Orthographically speaking, you seem to have some issues with capitalization and comma use. When it comes to capitalization, you have a tendency to capitalize things that shouldn't be and omit capitalization on things that should; in the first chapter, for instance, "Balcony" is inexplicably capitalized, while later on "Agori" is not. Some of this might just be good old-fashioned typos rearing their heads, but even so, it looks sort of unprofessional. (Granted, Bionicle can be a little iffy on what should and shouldn't be capitalized, but that's just all the more reason to pay attention, eh?)
In terms of comma usage, you seem to be underusing them to some degree. In particular, remember the rule of commas in dialogue: when your dialogue is preceding a speaking action, end it with a comma, not a period. To make a concrete example:
“I know, but you do know that nothing comes easy.” He replied back.
In this case, you'd want to have a comma in place of the period just before the quotation mark, and then not have He capitalized. It's just one of those rules of writing that you've got to keep in mind. This goes in reverse, as well; if you form the sentence as "He said, 'she sells seashells by the seashore'", make sure you've got a comma there before the dialogue if the verb there is a speaking verb. And we can turn it around one more time to get the cases where you shouldn't use a comma: when there's not any sort of connection between the dialogue and the rest of the sentence. For instance, you might write "He shrugged. 'She sells seashells by the seashore,' he explained."
Finally, be careful with connections in your sentences; you seem to lack them more often than not. Consider this line:
She looked to Onua, he simply shrugged his shoulders in confusion. “I don’t know what that could mean, other than just to be observant, I suppose.” The Toa said, he exited the small chamber Ornat in pursuit.

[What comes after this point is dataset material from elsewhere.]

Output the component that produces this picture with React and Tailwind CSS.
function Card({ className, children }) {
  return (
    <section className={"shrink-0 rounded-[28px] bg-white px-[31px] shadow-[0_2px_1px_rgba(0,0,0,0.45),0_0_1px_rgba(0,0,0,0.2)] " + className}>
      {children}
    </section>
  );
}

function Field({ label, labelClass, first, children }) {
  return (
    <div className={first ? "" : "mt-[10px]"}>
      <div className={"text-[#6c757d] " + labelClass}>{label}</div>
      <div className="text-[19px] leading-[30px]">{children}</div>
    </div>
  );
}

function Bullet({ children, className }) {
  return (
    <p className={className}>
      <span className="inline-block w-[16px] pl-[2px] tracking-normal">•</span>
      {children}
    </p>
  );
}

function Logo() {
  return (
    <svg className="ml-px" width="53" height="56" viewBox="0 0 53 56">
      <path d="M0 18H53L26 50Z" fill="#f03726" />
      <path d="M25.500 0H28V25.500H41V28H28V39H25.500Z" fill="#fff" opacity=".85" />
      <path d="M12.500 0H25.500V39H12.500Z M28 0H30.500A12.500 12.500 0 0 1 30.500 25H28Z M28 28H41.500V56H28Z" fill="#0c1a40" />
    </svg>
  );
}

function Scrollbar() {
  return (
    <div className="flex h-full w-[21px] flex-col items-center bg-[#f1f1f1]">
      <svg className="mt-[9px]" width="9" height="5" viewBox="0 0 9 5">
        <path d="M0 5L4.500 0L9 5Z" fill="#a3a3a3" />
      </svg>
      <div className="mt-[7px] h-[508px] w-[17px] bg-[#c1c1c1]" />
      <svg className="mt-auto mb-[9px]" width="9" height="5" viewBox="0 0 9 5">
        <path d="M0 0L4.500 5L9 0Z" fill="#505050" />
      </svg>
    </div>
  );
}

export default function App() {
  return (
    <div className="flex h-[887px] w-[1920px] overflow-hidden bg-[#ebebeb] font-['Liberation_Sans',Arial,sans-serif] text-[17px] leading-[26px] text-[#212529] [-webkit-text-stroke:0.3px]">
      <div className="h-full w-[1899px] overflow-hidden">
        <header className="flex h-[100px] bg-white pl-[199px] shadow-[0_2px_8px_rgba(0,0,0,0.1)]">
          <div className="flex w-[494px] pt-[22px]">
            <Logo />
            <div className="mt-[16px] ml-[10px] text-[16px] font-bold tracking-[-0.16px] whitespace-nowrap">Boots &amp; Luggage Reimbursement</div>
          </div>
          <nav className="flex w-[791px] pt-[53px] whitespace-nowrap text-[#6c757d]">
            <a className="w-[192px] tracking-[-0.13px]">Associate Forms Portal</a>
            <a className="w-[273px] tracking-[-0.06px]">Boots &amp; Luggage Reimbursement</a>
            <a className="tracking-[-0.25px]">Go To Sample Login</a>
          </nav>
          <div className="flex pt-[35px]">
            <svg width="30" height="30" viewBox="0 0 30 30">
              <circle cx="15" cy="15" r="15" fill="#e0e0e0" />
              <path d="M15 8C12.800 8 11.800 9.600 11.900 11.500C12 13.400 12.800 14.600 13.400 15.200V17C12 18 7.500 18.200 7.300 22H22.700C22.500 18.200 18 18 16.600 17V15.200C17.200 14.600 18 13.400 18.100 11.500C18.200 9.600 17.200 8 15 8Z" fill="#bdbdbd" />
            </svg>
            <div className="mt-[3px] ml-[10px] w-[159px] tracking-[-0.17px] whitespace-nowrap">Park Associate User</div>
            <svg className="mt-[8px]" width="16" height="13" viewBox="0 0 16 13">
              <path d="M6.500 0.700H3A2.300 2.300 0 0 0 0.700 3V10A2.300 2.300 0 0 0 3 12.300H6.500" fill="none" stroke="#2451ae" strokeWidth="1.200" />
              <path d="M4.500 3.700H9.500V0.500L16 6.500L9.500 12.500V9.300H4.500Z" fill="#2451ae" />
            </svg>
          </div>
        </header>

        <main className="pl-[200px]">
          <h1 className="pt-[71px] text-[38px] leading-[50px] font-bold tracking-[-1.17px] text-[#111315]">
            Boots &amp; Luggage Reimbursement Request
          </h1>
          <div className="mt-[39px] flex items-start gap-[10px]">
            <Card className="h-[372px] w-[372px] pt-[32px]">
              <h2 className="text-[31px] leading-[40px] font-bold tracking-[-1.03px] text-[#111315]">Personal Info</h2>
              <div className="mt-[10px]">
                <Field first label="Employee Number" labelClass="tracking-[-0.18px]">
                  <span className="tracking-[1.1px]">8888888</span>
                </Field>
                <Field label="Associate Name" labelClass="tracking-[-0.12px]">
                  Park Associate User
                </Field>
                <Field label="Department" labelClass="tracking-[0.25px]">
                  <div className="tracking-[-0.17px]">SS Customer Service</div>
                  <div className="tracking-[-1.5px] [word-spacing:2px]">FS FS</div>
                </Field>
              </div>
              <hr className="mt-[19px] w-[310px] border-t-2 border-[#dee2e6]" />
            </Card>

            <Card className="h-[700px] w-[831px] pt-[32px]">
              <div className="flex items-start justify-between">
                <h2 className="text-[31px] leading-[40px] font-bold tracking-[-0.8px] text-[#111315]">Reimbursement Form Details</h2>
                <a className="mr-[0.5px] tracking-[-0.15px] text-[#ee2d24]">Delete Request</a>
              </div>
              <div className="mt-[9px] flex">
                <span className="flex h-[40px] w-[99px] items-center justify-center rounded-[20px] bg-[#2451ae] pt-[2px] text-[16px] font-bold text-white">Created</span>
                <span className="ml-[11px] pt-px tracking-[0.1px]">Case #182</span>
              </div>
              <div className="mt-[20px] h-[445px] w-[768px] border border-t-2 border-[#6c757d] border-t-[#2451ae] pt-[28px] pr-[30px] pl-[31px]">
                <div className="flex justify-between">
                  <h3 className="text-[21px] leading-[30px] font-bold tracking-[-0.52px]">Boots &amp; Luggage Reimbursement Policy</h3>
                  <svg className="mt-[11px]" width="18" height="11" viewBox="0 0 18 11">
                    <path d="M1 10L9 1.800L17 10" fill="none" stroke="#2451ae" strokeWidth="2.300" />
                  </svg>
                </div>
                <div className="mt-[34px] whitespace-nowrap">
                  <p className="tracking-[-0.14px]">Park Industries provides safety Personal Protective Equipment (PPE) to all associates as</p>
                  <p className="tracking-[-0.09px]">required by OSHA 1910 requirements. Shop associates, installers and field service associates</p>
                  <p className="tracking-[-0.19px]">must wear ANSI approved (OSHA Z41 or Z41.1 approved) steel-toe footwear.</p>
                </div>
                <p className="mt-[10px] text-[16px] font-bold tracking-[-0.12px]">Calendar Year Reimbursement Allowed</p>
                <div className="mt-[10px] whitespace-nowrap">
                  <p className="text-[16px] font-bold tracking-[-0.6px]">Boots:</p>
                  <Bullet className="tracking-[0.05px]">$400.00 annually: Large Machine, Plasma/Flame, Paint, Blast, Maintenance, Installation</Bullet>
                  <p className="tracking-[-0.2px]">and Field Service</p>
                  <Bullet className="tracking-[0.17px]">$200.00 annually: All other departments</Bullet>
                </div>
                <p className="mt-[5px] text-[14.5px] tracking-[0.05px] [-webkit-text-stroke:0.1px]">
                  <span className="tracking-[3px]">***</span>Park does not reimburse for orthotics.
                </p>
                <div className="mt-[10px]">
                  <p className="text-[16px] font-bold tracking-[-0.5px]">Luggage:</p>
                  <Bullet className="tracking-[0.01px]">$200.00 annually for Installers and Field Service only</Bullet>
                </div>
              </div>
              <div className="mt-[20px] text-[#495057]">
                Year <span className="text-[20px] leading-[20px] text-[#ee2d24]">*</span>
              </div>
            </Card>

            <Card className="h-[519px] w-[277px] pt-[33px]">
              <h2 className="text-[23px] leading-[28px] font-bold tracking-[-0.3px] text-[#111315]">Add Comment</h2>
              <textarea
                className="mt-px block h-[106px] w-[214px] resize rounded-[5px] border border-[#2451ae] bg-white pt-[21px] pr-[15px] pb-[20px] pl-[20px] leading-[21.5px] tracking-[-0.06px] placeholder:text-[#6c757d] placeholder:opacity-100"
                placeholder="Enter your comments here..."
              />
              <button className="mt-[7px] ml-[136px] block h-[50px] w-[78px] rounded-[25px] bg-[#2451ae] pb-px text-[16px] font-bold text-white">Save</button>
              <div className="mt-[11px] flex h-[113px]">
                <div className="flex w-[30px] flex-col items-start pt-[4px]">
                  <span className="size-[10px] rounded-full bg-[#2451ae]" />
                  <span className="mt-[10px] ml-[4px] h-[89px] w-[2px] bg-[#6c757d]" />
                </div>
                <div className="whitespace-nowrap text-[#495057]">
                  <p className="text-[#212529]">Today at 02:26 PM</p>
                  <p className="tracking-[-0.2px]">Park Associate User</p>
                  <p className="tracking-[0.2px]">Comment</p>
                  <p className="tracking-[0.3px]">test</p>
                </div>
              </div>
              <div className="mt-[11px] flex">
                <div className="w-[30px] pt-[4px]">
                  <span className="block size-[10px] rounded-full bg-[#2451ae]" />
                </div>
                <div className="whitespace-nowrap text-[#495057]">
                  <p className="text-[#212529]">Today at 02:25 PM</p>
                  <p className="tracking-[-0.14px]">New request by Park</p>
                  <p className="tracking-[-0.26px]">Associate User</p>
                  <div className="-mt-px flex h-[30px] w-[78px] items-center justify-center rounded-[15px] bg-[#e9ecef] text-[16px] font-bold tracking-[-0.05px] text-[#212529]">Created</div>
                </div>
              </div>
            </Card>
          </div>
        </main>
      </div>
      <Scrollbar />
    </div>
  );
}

You're missing some connective tissue in the sentence there, and it creaks as a result. It's sort of messy both in terms of timing and in terms of who's doing what; a more clear revision might read as follows.

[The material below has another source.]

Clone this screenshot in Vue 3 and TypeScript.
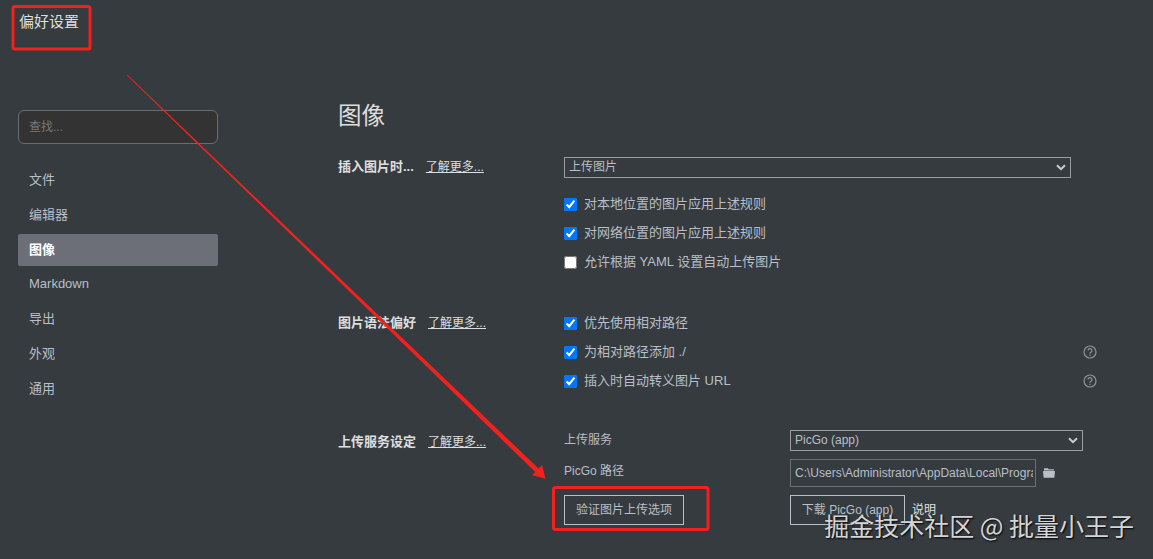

She looked to Onua, but he simply shrugged his shoulders in confusion. “I don’t know what that could mean, other than just to be observant, I suppose,” The Toa said; a moment later, he exited the small chamber with Ornat in pursuit.
A comma can provide some sentence division and clarity, but it usually needs a supporting word to prop it up ("looked to Onua, but he..."). In some cases, you may want to make more of a 'hard break' by way of semicolons or even periods; in this case, Onua leaving the chamber is a fairly 'separate' action from his talking with Rennila. For more instances of this problem, check just above, in the Great Being's book.
Now, as to the content of the story itself - is it meant to be a continuation of a previous story, or simply in media res? Onua seems to know his companions fairly well, and there's references to libraries and the like that they group apparently passed through earlier; the end result is that I feel like I'm missing out on something. Of course, it could just be a case of the epic not having gone on long enough to provide explanations yet, and don't get me wrong; spoonfeeding exposition at the beginning of the story isn't exactly a good thing. But maybe a little more on why the group is there and what's going on would have helped set the scene.
Speaking of setting the scene, the setting is a little ambiguous; having read to the end of what there is so far, I get the feeling that this is some few hundred years after the end of the canon story, but there's still a bit of ambiguity as to when this is happening. Again, this may just be a problem of the story being in the early stages.
Those expository quibbles aside, however, I must admit this story hits a few favorite points of mine - I've always liked the idea of exploring the interactions between the MU inhabitants and the Bara Magnan ones after the main story's end, as well as starting to take a look at the Great Beings in earnest, which seems to be a large piece of this fic. The opening does what it needs to do and gives us some main characters, a brief adventure that serves as a prelude for what's yet to come, and hints of the past that could also be taken as omens for the future - all good stuff to have opening your story. It's also good that you got out of those caves fairly quickly if there wasn't anything else you needed your characters to do there - it can be tempting to have your characters loiter about just for the sake of making a scene seem more significant.
Other than that, there's not a whole lot to say here; things are just beginning, so there's only so much I can poke at here. Like I said, the plot is full of plenty of little pieces that interest me, and your opening did what it needed to do to set up a possible romp, so the story's in my good books already. There are some issues you have with sentence construction and wording, but those'll hopefully vanish as you write more; the best tip I can give is the time-honored "read it aloud and see if it sounds right" for finding issues like those, as well as the good old practice of looking things over multiple times (preferably with a day or two between) to help find errors. Mat, I don't know if you're still interested in writing, but if you are, this fic has a lot of potential - it may be well worth the time to invest in it some more. (And Grant, as an Ambager, 'tis your duty to
bugencourage him to! ) Best of luck!